An international journalist posed the question to Andy Reid in a crowded German press conference room, saying she’d been telling everyone to watch for a great offensive game between the Kansas City Chiefs and Miami Dolphins.
Instead, the matchup became a great defensive one in KC’s 21-14 victory at Deutsche Bank Park in Frankfurt, Germany.
So, before the season began, would Reid have expected the contest in Germany to play out the way it did?
“I wouldn’t have guessed that,” Reid said with a smile.
To be clear, the Chiefs coach wasn’t apologizing. Nor should he.

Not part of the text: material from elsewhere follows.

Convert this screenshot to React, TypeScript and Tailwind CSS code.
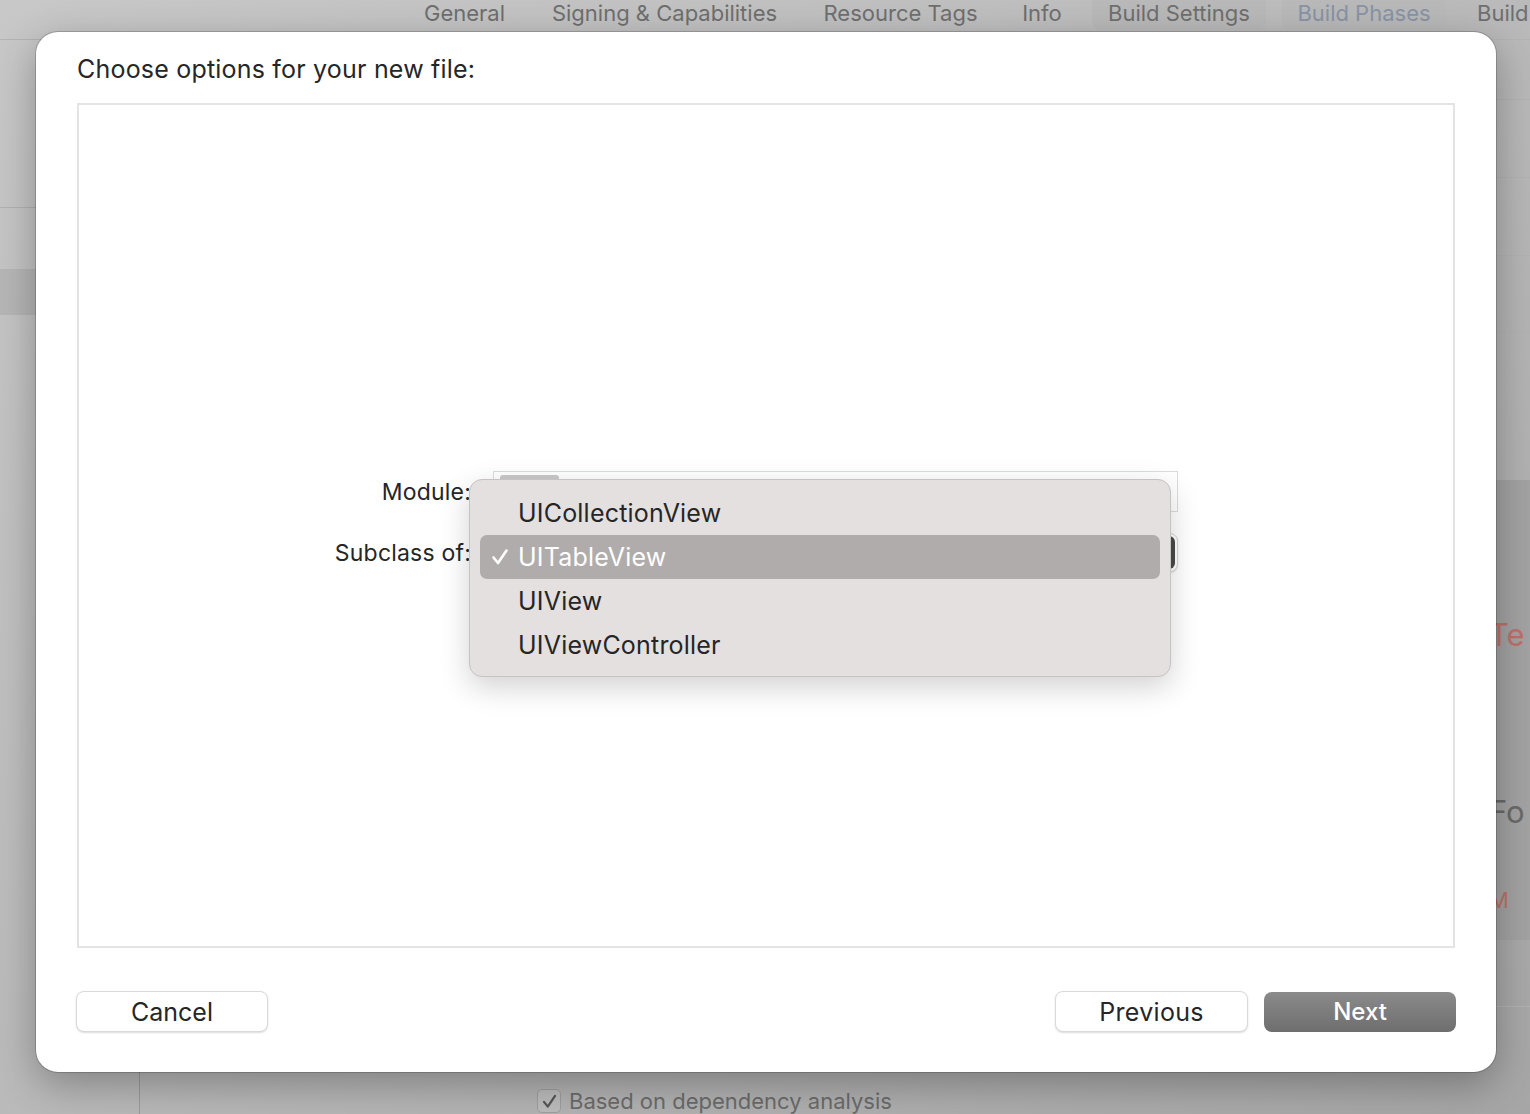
import React from "react";

const tabs = [
  { label: "General", w: "w-[111px]", pill: false, tint: false },
  { label: "Signing & Capabilities", w: "w-[257px]", pill: false, tint: false },
  { label: "Resource Tags", w: "w-[183px]", pill: false, tint: false },
  { label: "Info", w: "w-[68px]", pill: false, tint: false },
  { label: "Build Settings", w: "w-[174px]", pill: true, tint: false },
  { label: "Build Phases", w: "w-[164px]", pill: true, tint: true },
];

const menuItems = ["UICollectionView", "UITableView", "UIView", "UIViewController"];

const Check = ({ className }: { className?: string }) => (
  <svg viewBox="0 0 20 20" className={className} fill="none" stroke="currentColor" strokeWidth="2.6" strokeLinecap="round" strokeLinejoin="round">
    <path d="M3.5 10.5 L8 16 L16.5 3.5" />
  </svg>
);

const App = () => {
  return (
    <div className="relative w-[1530px] h-[1114px] overflow-hidden bg-linear-to-br from-[#c8c8c8] via-[#bababa] to-[#a6a6a6] font-['Inter','Noto_Sans',sans-serif]">
      {/* xcode window behind the sheet */}
      <div className="flex h-[40px] items-start gap-4 pl-[409px] border-b border-[#b4b4b4] text-[22px] leading-[26px] text-[#6f6f6f]">
        {tabs.map((t) => (
          <div
            key={t.label}
            className={`${t.w} shrink-0 h-[30px] text-center whitespace-nowrap ${t.pill ? "bg-[#b9b9b9] rounded-b-[8px]" : ""} ${t.tint ? "text-[#8893a6]" : ""}`}
          >
            {t.label}
          </div>
        ))}
        <div className="shrink-0 pl-[15px]">Build</div>
      </div>

      <div className="flex h-[1074px]">
        <div className="w-[140px] shrink-0 border-r border-[#9b9b9b] flex flex-col">
          <div className="h-[168px] border-b border-[#b2b2b2]"></div>
          <div className="h-[61px]"></div>
          <div className="h-[46px] bg-[#b1b1b1]/70"></div>
        </div>
        <div className="flex-1 flex flex-col">
          <div className="h-[60px] border-b border-[#b2b2b2]"></div>
          <div className="h-[78px] border-b border-[#b2b2b2]"></div>
          <div className="h-[78px] border-b border-[#b2b2b2]"></div>
          <div className="h-[77px] border-b border-[#b2b2b2]"></div>
          <div className="h-[90px] border-b border-[#b2b2b2]"></div>
          <div className="h-[34px] border-b border-[#b2b2b2]"></div>
          <div className="h-[23px]"></div>
          <div className="h-[460px] bg-[#a3a3a3] flex flex-col pl-[1349px] text-[31px] leading-[36px] whitespace-nowrap">
            <div className="mt-[137px] text-[#c0706a]">Te</div>
            <div className="mt-[141px] text-[#6a6a6a]">Fo</div>
            <div className="mt-[52px] text-[22px] text-[#c0706a]">M</div>
          </div>
          <div className="h-[67px] border-b border-[#b2b2b2]"></div>
          <div className="flex items-center gap-2 pl-[397px] mt-[81px] whitespace-nowrap">
            <div className="w-[24px] h-[24px] rounded-[5px] bg-[#bcbcbc] border border-[#9e9e9e] flex items-center justify-center text-[#555555]">
              <Check className="w-[17px] h-[17px]" />
            </div>
            <span className="text-[22px] leading-[26px] text-[#6b6b6b]">Based on dependency analysis</span>
          </div>
        </div>
      </div>

      {/* the sheet */}
      <div className="absolute left-[36px] top-[32px] w-[1460px] h-[1040px] rounded-[22px] bg-white shadow-[0_12px_40px_rgba(0,0,0,0.3),0_0_0_1px_rgba(0,0,0,0.18)] flex flex-col px-[41px] text-[#262626]">
        <div className="pt-[22px] text-[25px] leading-[30px] tracking-[0.2px]">Choose options for your new file:</div>
        <div className="mt-[19px] h-[845px] border-2 border-[#e4e4e4] flex flex-col pt-[366px] gap-[21px]">
          <div className="flex items-center h-[41px]">
            <div className="w-[393px] text-right text-[23px] leading-[26px] tracking-[0.2px] pr-[1px]">Module:</div>
            <div className="ml-[21px] w-[685px] h-[41px] border border-[#dcdcdc] bg-white flex items-start">
              <div className="ml-[6px] mt-[3px] w-[59px] h-[26px] bg-[#c9c9c9] rounded-[3px]"></div>
            </div>
          </div>
          <div className="flex items-center h-[39px]">
            <div className="w-[393px] text-right text-[23px] leading-[26px] tracking-[0.2px] pr-[1px]">Subclass of:</div>
            <div className="ml-[21px] w-[685px] h-[39px] rounded-[8px] border border-[#d8d8d8] bg-white shadow-[0_1px_2px_rgba(0,0,0,0.12)] flex justify-end p-[2px]">
              <div className="w-[20px] h-full rounded-r-[6px] bg-[#4a4a4a]"></div>
            </div>
          </div>
        </div>

        <div className="mt-[43px] flex items-center">
          <button className="w-[192px] h-[41px] -ml-px rounded-[8px] bg-white border border-[#d9d9d9] shadow-[0_1px_2px_rgba(0,0,0,0.14)] text-[25px] leading-[28px] text-[#262626]">
            Cancel
          </button>
          <div className="flex-1"></div>
          <button className="w-[193px] h-[41px] rounded-[8px] bg-white border border-[#d9d9d9] shadow-[0_1px_2px_rgba(0,0,0,0.14)] text-[25px] leading-[28px] tracking-[0.3px] text-[#262626]">
            Previous
          </button>
          <button className="ml-4 w-[192px] h-[40px] -mr-px rounded-[8px] bg-linear-to-b from-[#8b8b8b] to-[#6e6e6e] text-[24px] leading-[28px] font-medium text-white">
            Next
          </button>
        </div>

        {/* popup menu */}
        <div className="absolute left-[433px] top-[447px] w-[702px] h-[198px] rounded-[13px] bg-[#e3e0df] border border-[#c6c3c2] shadow-[0_10px_30px_rgba(0,0,0,0.18)] px-[10px] pt-[11px] flex flex-col">
          {menuItems.map((item) => {
            const active = item === "UITableView";
            return (
              <div
                key={item}
                className={`h-[44px] flex items-center rounded-[7px] ${active ? "bg-[#b0acab] text-white" : "text-[#262626]"}`}
              >
                <div className="w-[38px] flex justify-end pr-[8px]">
                  {active && <Check className="w-[20px] h-[20px] text-white" />}
                </div>
                <span className="text-[25px] leading-[30px] tracking-[0.2px]">{item}</span>
              </div>
            );
          })}
        </div>
      </div>
    </div>
  );
};

export default App;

In an ultra-competitive AFC race, the Chiefs’ win in Germany has huge seeding ramifications. The rest of the league is still chasing KC, just like a year ago when the Chiefs ultimately parlayed their top seed into a Super Bowl title.
But how the Chiefs won Sunday — especially considering the previous week’s offensive thud in a 24-9 loss to the Denver Broncos — remained unlike what the league has come to expect from an offense led by Reid and captained by Patrick Mahomes.
What happened here was rare, with the final stats providing the evidence.
• KC’s 267 total yards was its fewest in a regular-season game since Nov. 7, 2021, against Green Bay.
• Mahomes had just 184 passing yards, failing to reach the 200-yard plateau for the first time in 30 regular-season games.
• The Chiefs had 22 plays for 67 yards in the second half. That included just 27 passing yards, with Mahomes completing 6 of 11 passes for 38 yards while taking an 11-yard sack.
“We’ve got to watch the film and break it down. But just know we’ve got to be better as an offense,” Chiefs receiver Justin Watson said. “We did enough to win today, and that’s always the goal. But I know each of us have higher expectations, and we’re capable of reaching those expectations.”
Afterward, Mahomes said it was important for everyone to keep working to improve. He sees progress “in spurts,” even if the consistency wasn’t there Sunday.
Specifically, he said he needed to work on his timing while also hitting the deep shots when they’re available.
“Lucky for us, our defense is playing so good, so we are sitting here 7-2 going into the bye,” Mahomes said. “But we can get a lot better as an offense. And I think if the offense gets to where I think it can be, we’ll be a hard team to beat.”
Reid described the offense this way afterward: “We did some great things, and then we sputtered at times.”
Two drives generated nearly all the highlights. That included the opening possession of the game, which Reid labeled as a “thing of beauty” when KC went 75 yards on seven plays to set up Rashee Rice’s 11-yard touchdown catch.
The second successful trip was late in the second quarter, when Mahomes led the Chiefs 95 yards with Jerick McKinnon capping it with a touchdown catch.
KC’s offense was ineffective every other time. All the other seven non-kneel down drives failed to produce 30 yards, while also generating six punts and an ugly sack-fumble that Mahomes lost after holding it too long.
Reid praised Miami’s defense afterward for making it difficult, especially on Travis Kelce. The tight end was limited to three catches for 14 yards, with Reid saying the Dolphins’ combination coverage made it challenging for him to come open whether breaking in or out.
Twice, however, Reid mentioned later that he needed to figure out ways to get Kelce the ball more.
When he told Kelce that after the win, however, he said the tight end didn’t seem to mind.
“He goes, ‘Hey, the offensive line played great. We were running the ball well,’” Reid said, recalling their conversation. “I appreciate that attitude.”
The Chiefs will have additional time to self-scout this week, and one area of focus could be trying to reverse a trend of fading offensive success.
Reid has long been known for having an excellent “opening script,” the first 15 plays created from film study the previous week while designed to expose an opponent’s tendencies.
And while the Chiefs have been excellent with that, they have struggled to keep up production in the latter portion of games.
Case in point: Coming into this week, the Chiefs had averaged 7.1 yards per play in the first half of games, and 4.6 in the second half.
That split was just as pronounced Sunday. KC went for 5.9 yards per play before halftime before mustering just 3.0 after the break.
Add it to the list that Reid will likely examine in the next few days, given the extra time a week off provides.
“Listen, we came out of this with things we can work on to get better,” Reid said of Sunday’s game. “And we’ll do that.”